======== RECORDS ========
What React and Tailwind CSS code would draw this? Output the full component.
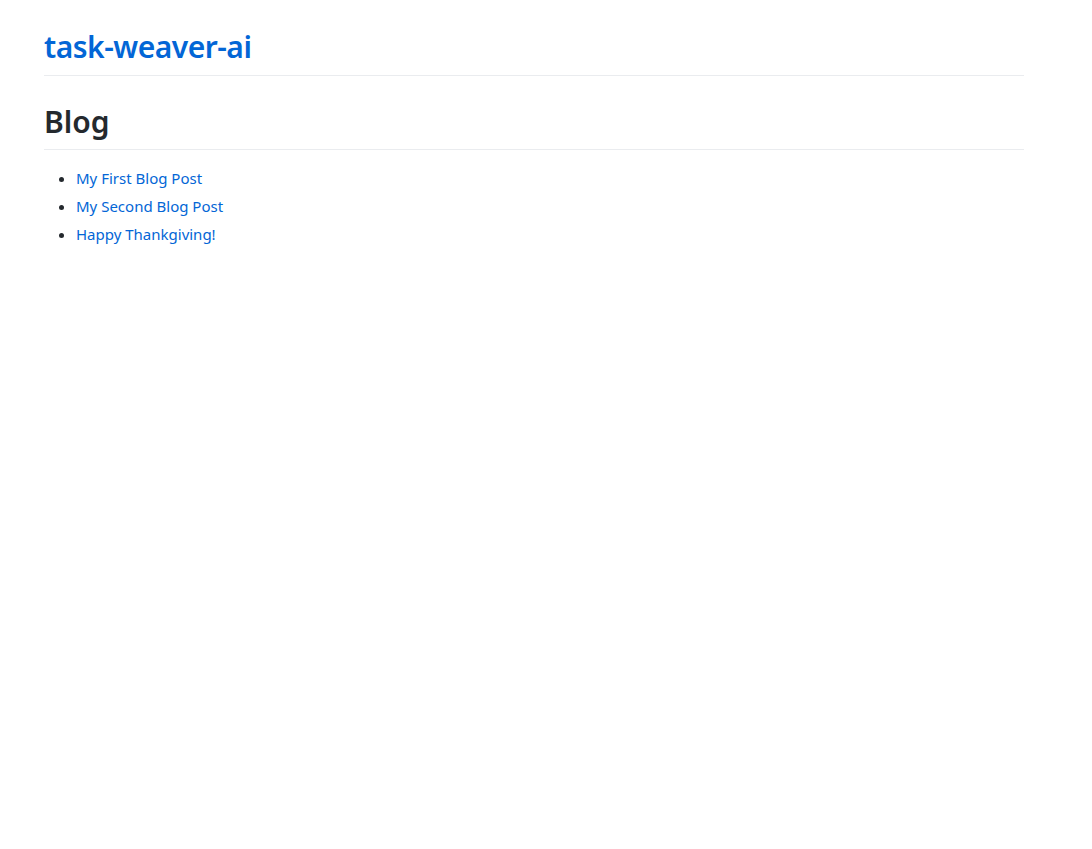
import React from 'react';

const posts = ['My First Blog Post', 'My Second Blog Post', 'Happy Thankgiving!'];

export default function App() {
  return (
    <div className="min-h-screen bg-white text-[#24292e]" style={{ fontFamily: '"Noto Sans", "Open Sans", sans-serif' }}>
      <div className="w-[980px] ml-[44px] pt-[24px]">
        <header className="border-b border-[#eaecef] pb-[5px]">
          <a href="#" className="text-[30px] font-semibold leading-[46px] tracking-[-0.5px] text-[#0366d6]">
            task-weaver-ai
          </a>
        </header>
        <h1 className="mt-[23px] text-[30px] font-semibold leading-[46px] border-b border-[#eaecef] pb-[4px]">
          Blog
        </h1>
        <ul className="list-disc pl-[32px] mt-[14px] text-[15px]">
          {posts.map((p) => (
            <li key={p} className="leading-[28px]">
              <a href="#" className="text-[#0366d6]">{p}</a>
            </li>
          ))}
        </ul>
      </div>
    </div>
  );
}
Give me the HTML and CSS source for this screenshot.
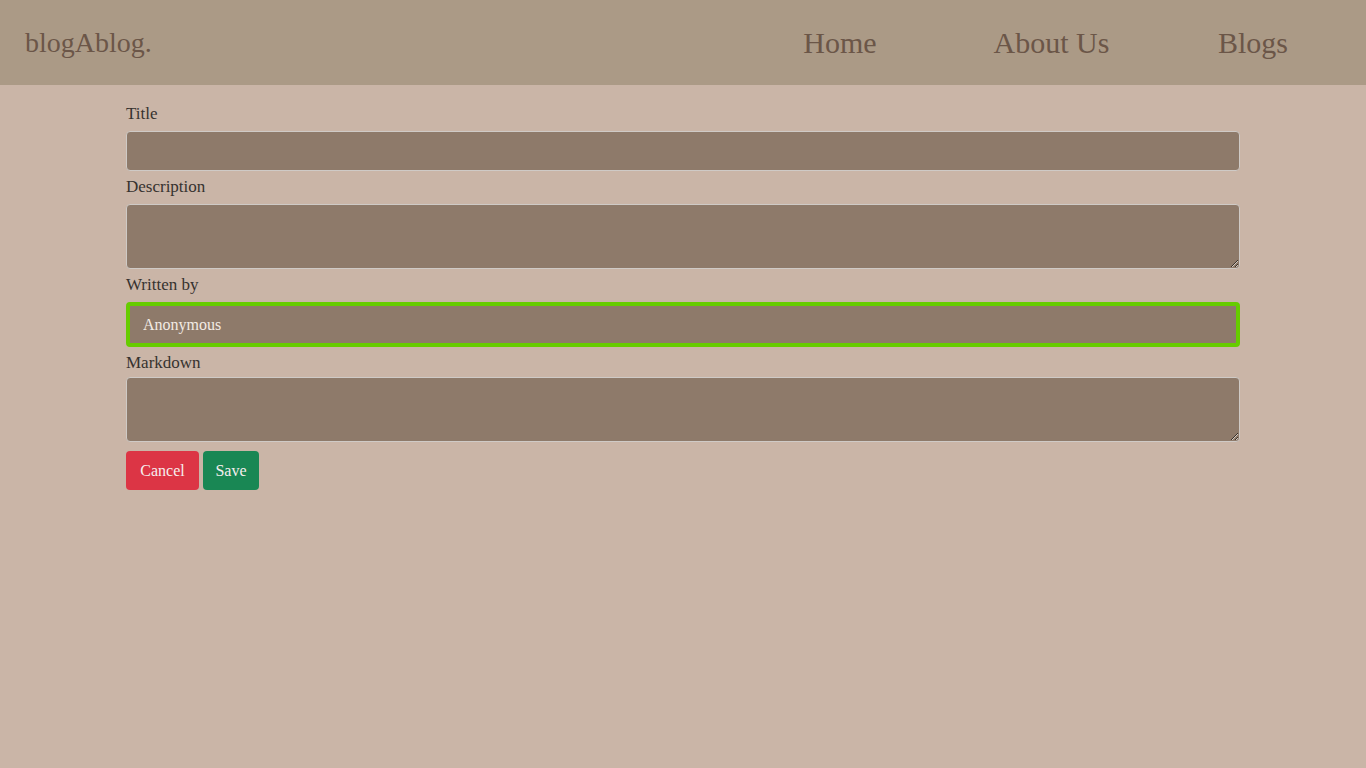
FILE: index.html
```html
<!DOCTYPE html>
<html lang="en">
<head>
<meta charset="utf-8">
<title>blogAblog.</title>
<link rel="stylesheet" href="styles.css">
</head>
<body>
<header class="topbar">
  <a class="brand" href="#">blogAblog.</a>
  <nav class="nav">
    <a class="nav-home" href="#">Home</a>
    <a class="nav-about" href="#">About Us</a>
    <a class="nav-blogs" href="#">Blogs</a>
  </nav>
</header>
<main class="container">
  <form class="form">
    <label class="form-label" for="title">Title</label>
    <input class="field field-input" id="title" type="text">
    <label class="form-label" for="desc">Description</label>
    <textarea class="field field-area" id="desc"></textarea>
    <label class="form-label" for="author">Written by</label>
    <input class="field field-input field-focus" id="author" type="text" value="Anonymous">
    <label class="form-label label-tight" for="md">Markdown</label>
    <textarea class="field field-area" id="md"></textarea>
    <div class="actions">
      <a class="btn btn-danger" href="#">Cancel</a>
      <button class="btn btn-success" type="button">Save</button>
    </div>
  </form>
</main>
</body>
</html>
```
FILE: styles.css
```css
* { box-sizing: border-box; }
html, body { margin: 0; padding: 0; }
body {
  background: #cab5a7;
  font-family: "Liberation Serif", "Times New Roman", serif;
  color: #36322f;
  min-height: 768px;
}
.topbar {
  height: 85px;
  background: #ab9a86;
  display: flex;
  align-items: center;
  justify-content: space-between;
  padding: 0 82px 0 25px;
}
.brand {
  font-size: 28px;
  color: #6b5648;
  text-decoration: none;
}
.nav {
  display: flex;
  align-items: center;
}
.nav a {
  display: flex;
  justify-content: center;
  white-space: nowrap;
  font-size: 30px;
  color: #6b5648;
  text-decoration: none;
}
.nav-home { width: 72px; }
.nav-about { width: 113px; margin-left: 119px; }
.nav-blogs { width: 62px; margin-left: 114px; }
.container {
  width: 1116px;
  margin: 0 auto;
  padding-top: 13px;
  padding-left: 1px;
}
.form {
  display: flex;
  flex-direction: column;
  align-items: stretch;
}
.form-label {
  display: block;
  font-size: 17px;
  line-height: 26px;
  padding-top: 3px;
  margin-bottom: 4px;
  color: #36322f;
}
.field {
  display: block;
  width: 1114px;
  background: #8e7a6a;
  border: 1px solid #cfcac6;
  border-radius: 4px;
  font-family: "Liberation Serif", "Times New Roman", serif;
  font-size: 16px;
  color: #f3ebe4;
  padding: 6px 12px;
  margin: 0;
  outline: none;
}
.field-input { height: 40px; }
.field-area { height: 65px; resize: vertical; }
.field-focus {
  height: 45px;
  border: 4px solid #66cc00;
  padding: 6px 13px;
}
.label-tight { margin-bottom: 1px; }
.actions {
  display: flex;
  gap: 4px;
  margin-top: 9px;
}
.btn {
  display: inline-flex;
  align-items: center;
  justify-content: center;
  height: 39px;
  padding: 0 13px;
  border: 0;
  border-radius: 4px;
  font-family: "Liberation Serif", "Times New Roman", serif;
  font-size: 16px;
  color: #f6eeee;
  text-decoration: none;
  cursor: pointer;
}
.btn-danger { background: #dc3545; width: 73px; }
.btn-success { background: #198754; width: 56px; }
```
========
From the top of the listing above, repeat each line exactly until you reach the line containing "const posts = ['My", and repeat that one too. Leave the pictures out.

What React and Tailwind CSS code would draw this? Output the full component.
import React from 'react';

const posts = ['My First Blog Post', 'My Second Blog Post', 'Happy Thankgiving!'];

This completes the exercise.